Amos had watched the ease-loving people loll in idleness and luxury . . . Hosea saw them hardened and made criminal in their condition.

2. Hosea 4:6 “my people are destroyed from lack of knowledge.” The priests weren’t even trying to stem the tide. They rejoiced in the people’s sins. Every time a sin offering was made, the priests received a portion of it. The more the sins, the more the got. Pure greed.

3. Look at 4:15 – “though you commit adultery, O Israel, let not Judah become guilty.” The message is – Learn something from this bad example! Don’t think it can’t or isn’t going to happen to you. Maybe we should paraphrase this for ourselves – “Though you commit spiritual adultery, unbelieving world, let not the Church become guilty.” We have to guard against becoming like the world we live in.

In the closing verse of chapter 5 and the opening verses of chapter 6 a clear note of hope is struck, for the Lord says:

"I will go back to my place until they admit their guilt. And they will seek my face; in their misery they will earnestly seek me. Come, let us return to the Lord; He has torn us to pieces, but he will heal us; he has injured us, and he will bind up our wounds. After two days he will revive us; on the third day he will restore us, that we may live in his presence. Let us acknowledge him; let us press on to acknowledge him. As surely as the sun rises, he will appear; he will come to us like the winter rains, like the spring rains that water the earth'" (5:15 – 6:3).

It’s remarkable that here restoration is promised the people "on the third day." Certainly this can look forward to the resurrection of Jesus on the third day and the symbolic representation of a new beginning and a new kind of life, but these verses also play another part in current end-time prophecy when considered with 2 Peter 3:7-8, which says:

“By the same word the present heavens and earth are reserved for fire, being kept for the day of judgment and destruction of ungodly men. But do not forget this one thing, dear friends, with the Lord a day is like a thousand years, and a thousand years are like a day.”

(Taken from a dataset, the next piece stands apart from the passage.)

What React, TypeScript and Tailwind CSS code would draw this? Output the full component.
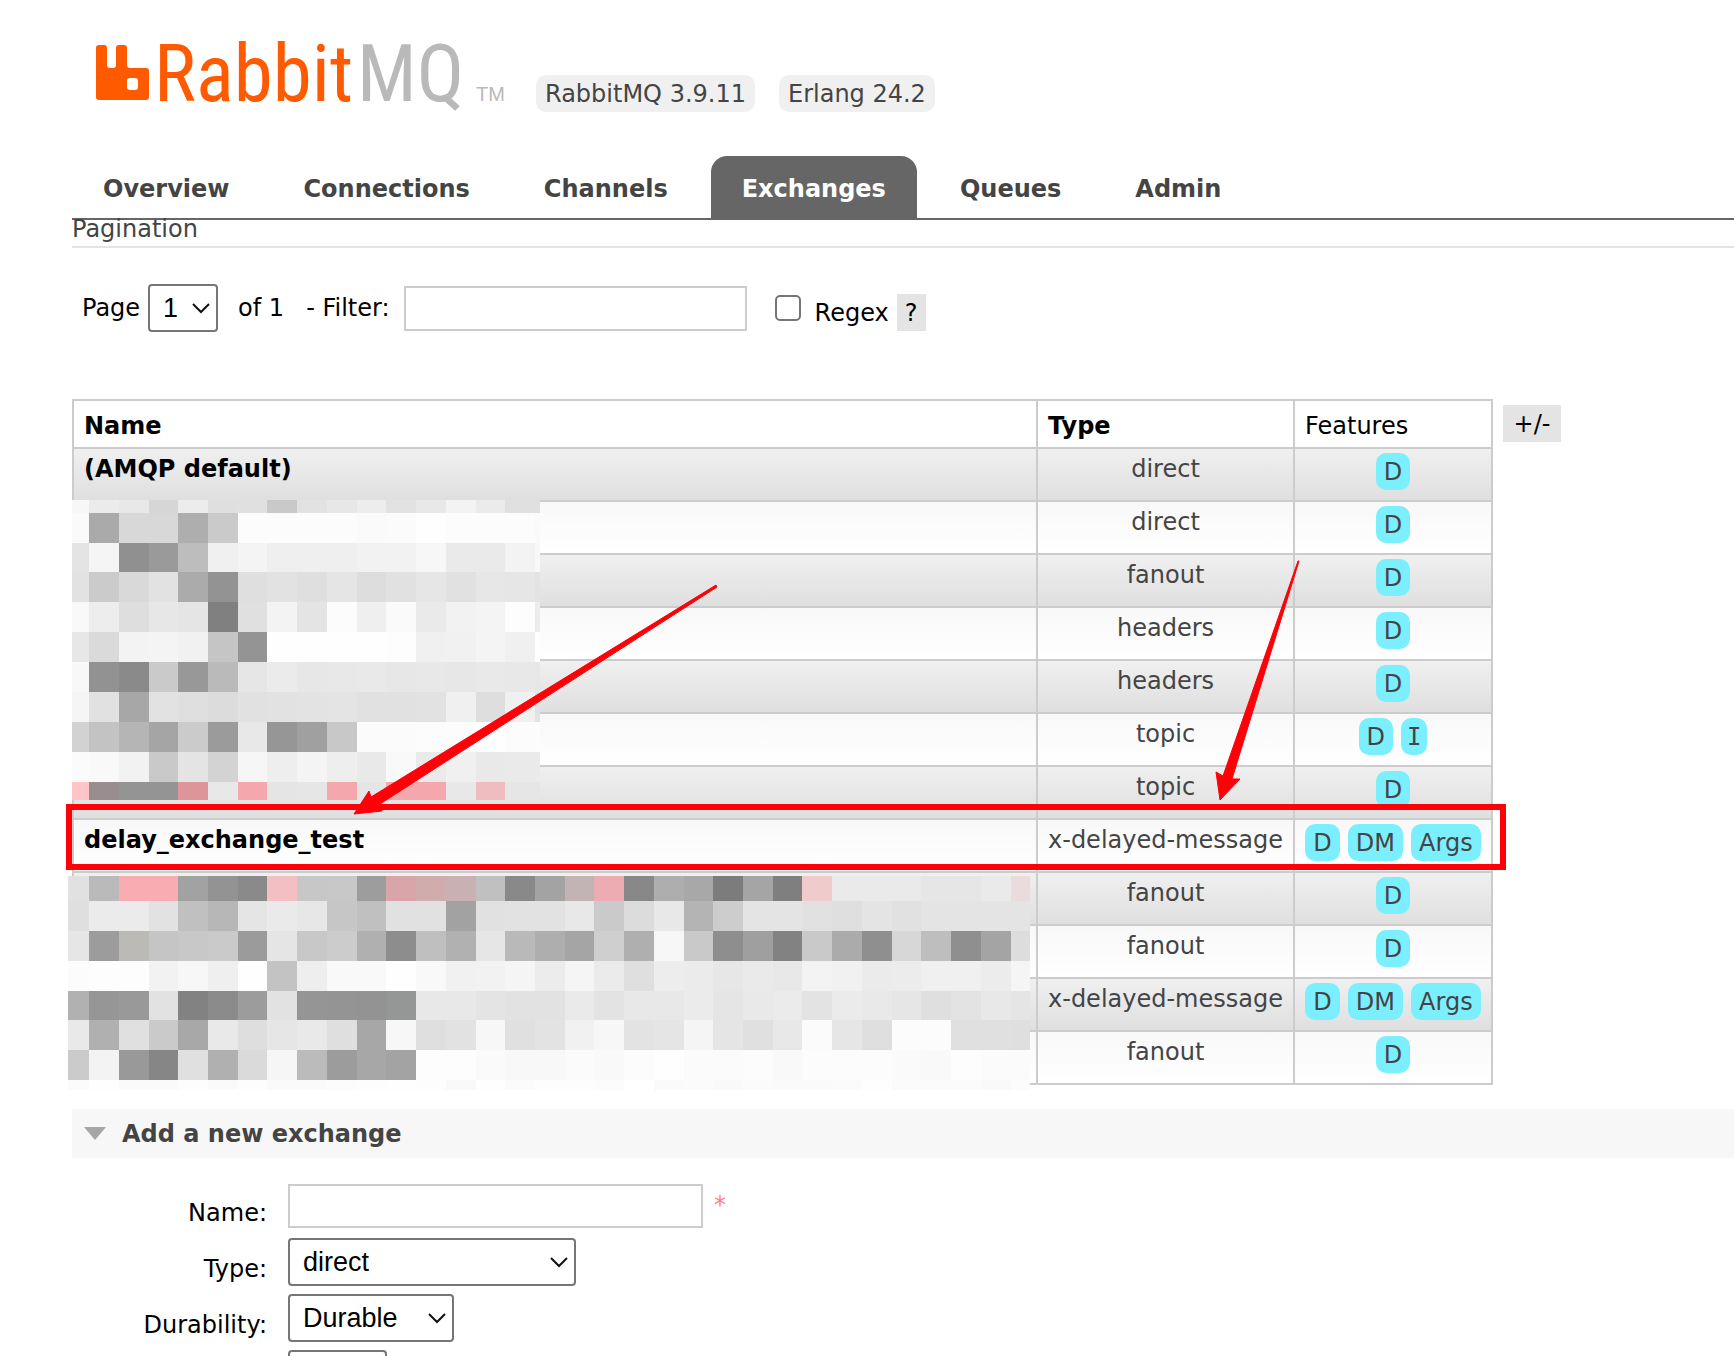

Some equate the two days in Hosea 6:2 as being two thousand years . . . or obviously in the very near future . . . that God will revive us and we may live in His presence. We’re not studying end-time prophecy this year, so I’ll just leave it at that. But we shouldn’t pass over the study of Hosea without pointing that out this prophetic passage of Scripture.

Lastly, a word about Hosea 6:6. “For I desire mercy, not sacrifice, and acknowledgement of God rather than burnt offerings.” Religious rituals can be a help to people in understanding God and to nourish them in their relationship to Him. That’s why He gave the rite of circumcision and the system of animal sacrifice in the Old Testament. It was the gospel in living picture form as we see when we study Exodus. Today we have the Lord’s Supper and baptism.

But godliness or “Christ-likeness” is what pleases God . . . who we ARE inside and our relationship to Him, not what we outwardly DO thinking that buys His favor.

This beautiful story of a committed love relationship is amazing to study, but what can we learn from the lesson this week?

From Gomer: Sin will separate us

Sin cuts the optic nerve of the soul and renders it incapable of making moral distinctions. Lust is interpreted love; and fidelity as a shackle making us a slave. In truth, it’s the “greener grass” of adulterous pleasure that leads to slavery. There is no freedom without a price. It’s costly in terms of anguish, humiliation and forgiveness for everyone involved. Full restoration of a broken relationship only comes with God’s love and His divine healing.

From Hosea: Sin can be redeemed

Courage is fear that has said its prayers. We’re often called upon to live in tough places, to do the embarrassing thing, to be steadfast in relationships even when we’re hurt deeply. The difficulties of life are intended to make us better, not bitter.

Hosea knew repentance is difficult for those long immersed in sin. Pride, shame, embarrassment hinder the sinner. But love shows the door of hope.

From Israel: Sin will be punished

Satan’s grip is like a fist of steel on a hard heart. . . no concern for consequences, today only is the priority. Down the drain? So what . . . as long as we enjoy the ride!

If leadership, such as the priests in Israel, make no high demands on people for integrity, no demands for accountability, no demands for personal responsibility, it becomes impossible to keep the human heart from sin. There is a standard of righteousness and, falling short of the mark, our only hope is the grace and mercy of God for restoration after judgment. Praise God we have already received that restoration through our salvation in the Lord Jesus Christ!

From God: Sin will find grace

God is faithful and merciful. He will continue to seek out His people even to the point of putting obstacles in their wayward path to turn them back to Him. No matter how far you have strayed, God is willing to take you back fully restored.

Well, if you’ve ever had the desire to take a miserable situation and somehow “make it right,” . . . to breech the chasm of misunderstanding with someone you love . . . to turn frustrations and disappointments to joy . . . then you will know, in part, how God feels. His message through Hosea was one of grace, acceptance and restoration. It still is.

The penitent will find him merciful; the self-condemned will find Him generous and kind. To the frightened He is friendly; to the poor in spirit He is forgiving; to the ignorant, considerate; to the weak, gentle; to the stranger, hospitable. The awesome power of God to bring sinners to judgment can arouse fear within us, but His compassion encourages us not to be afraid of Him.

There is no need for a sinner to fall into the hands of an Angry God when the God of grace has pierced hands reaching out to save us. Lord, truly we thank you for that gift!